→ **TASK TO CARRY OUT**
Lines containing the word "React" should be extracted in full.

============================================================

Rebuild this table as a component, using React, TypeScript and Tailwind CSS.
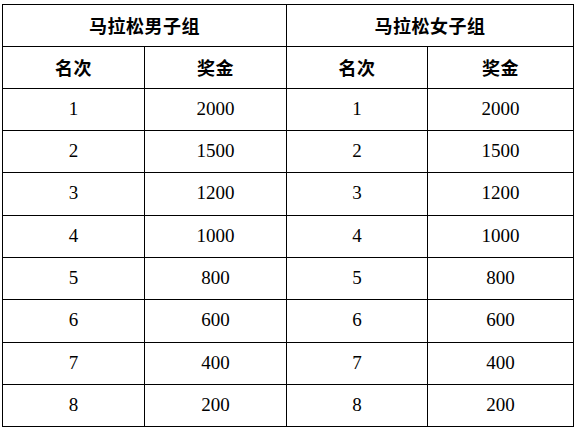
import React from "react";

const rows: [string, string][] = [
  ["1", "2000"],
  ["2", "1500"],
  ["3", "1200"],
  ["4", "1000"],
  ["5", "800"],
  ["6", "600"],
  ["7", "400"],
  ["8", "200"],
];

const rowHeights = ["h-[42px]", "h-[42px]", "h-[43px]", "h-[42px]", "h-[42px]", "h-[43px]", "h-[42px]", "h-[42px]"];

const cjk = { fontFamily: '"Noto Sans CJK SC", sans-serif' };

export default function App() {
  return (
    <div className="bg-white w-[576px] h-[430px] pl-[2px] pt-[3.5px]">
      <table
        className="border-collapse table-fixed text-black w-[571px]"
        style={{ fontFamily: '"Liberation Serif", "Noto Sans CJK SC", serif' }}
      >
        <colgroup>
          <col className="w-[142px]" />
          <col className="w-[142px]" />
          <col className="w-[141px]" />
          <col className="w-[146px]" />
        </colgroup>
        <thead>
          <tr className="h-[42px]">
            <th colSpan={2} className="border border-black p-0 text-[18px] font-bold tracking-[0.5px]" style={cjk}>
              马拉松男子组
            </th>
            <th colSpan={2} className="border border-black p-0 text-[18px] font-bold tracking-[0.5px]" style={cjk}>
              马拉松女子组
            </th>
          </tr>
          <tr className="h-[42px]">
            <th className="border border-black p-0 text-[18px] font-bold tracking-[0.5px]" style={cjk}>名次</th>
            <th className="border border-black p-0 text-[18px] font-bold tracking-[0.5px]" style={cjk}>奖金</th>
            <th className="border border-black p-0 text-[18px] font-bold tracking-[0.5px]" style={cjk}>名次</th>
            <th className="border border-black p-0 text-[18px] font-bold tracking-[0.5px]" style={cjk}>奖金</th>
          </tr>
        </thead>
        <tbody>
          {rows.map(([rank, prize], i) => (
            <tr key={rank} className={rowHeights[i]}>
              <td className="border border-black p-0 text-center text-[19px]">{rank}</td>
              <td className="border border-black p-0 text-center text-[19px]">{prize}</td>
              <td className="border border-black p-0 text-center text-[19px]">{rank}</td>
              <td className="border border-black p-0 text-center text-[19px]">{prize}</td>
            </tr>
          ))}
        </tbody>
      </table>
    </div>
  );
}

============================================================

→ **TASK RESPONSE**
Rebuild this table as a component, using React, TypeScript and Tailwind CSS.
import React from "react";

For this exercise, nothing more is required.